In order to complete calligraphic works, basic tools like brush, paper, ink stone, ink and ink stick, seal and seal pad are definitely essential. For Japanese calligraphy, a specific paper called Washi made up from several materials such as mulberry paper (Broussonetiapapyrifera), bamboo, rice, or wheat is used when writing calligraphy (“Japanese Calligraphy: Tools”, n. d. , para. 2). It is the most frequently used paper compared with the others because of its soft texture.
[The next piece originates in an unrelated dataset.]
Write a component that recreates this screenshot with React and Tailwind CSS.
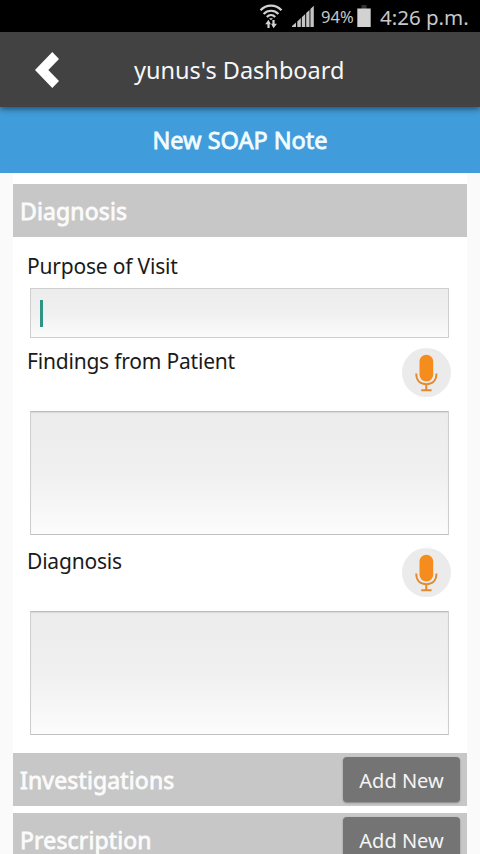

Identically, in Chinese calligraphy, Xuanzhi which is also made out of the paper mulberry, as well as other materials including Tatar Wingceltis (Pteroceltis Tatarianovii), rice, bamboo and hemp is undoubtedly the preferred type of paper used when working on calligraphic works. Basically, skills and techniques are critical factors for a calligrapher to complete a quality calligraphic work. In both Malaysia Chinese and Japanese calligraphy, the shape, size, stretch and type of brush, the colour and density of the ink, as well as the surface texture of the paper are the main reasons influencing the final result.

The art of calligraphy gifts the appreciators or readers the aesthetic enjoyment and the charming rhythm in the lightness and press of the brush to absolutely show the calligraphers’ personal tastes, self-education and self-cultivation (“China Calligraphy”, n. d. , “Calligraphy of Today”). The writing speed and strength of calligrapher can be the key to determine success or failure of a calligraphic work as well.

Since everyone is an independent individual hence calligraphers with different characteristics and personalities have their own styles of writing and this can result in the varieties of calligraphic works. This ensures that the development and room for improvement in the field of calligraphy. Calligraphy is considered one of the most valuable cultural heritages in the world hence greater attention should be given to this significant culture and in the hopes of continuing it in the future.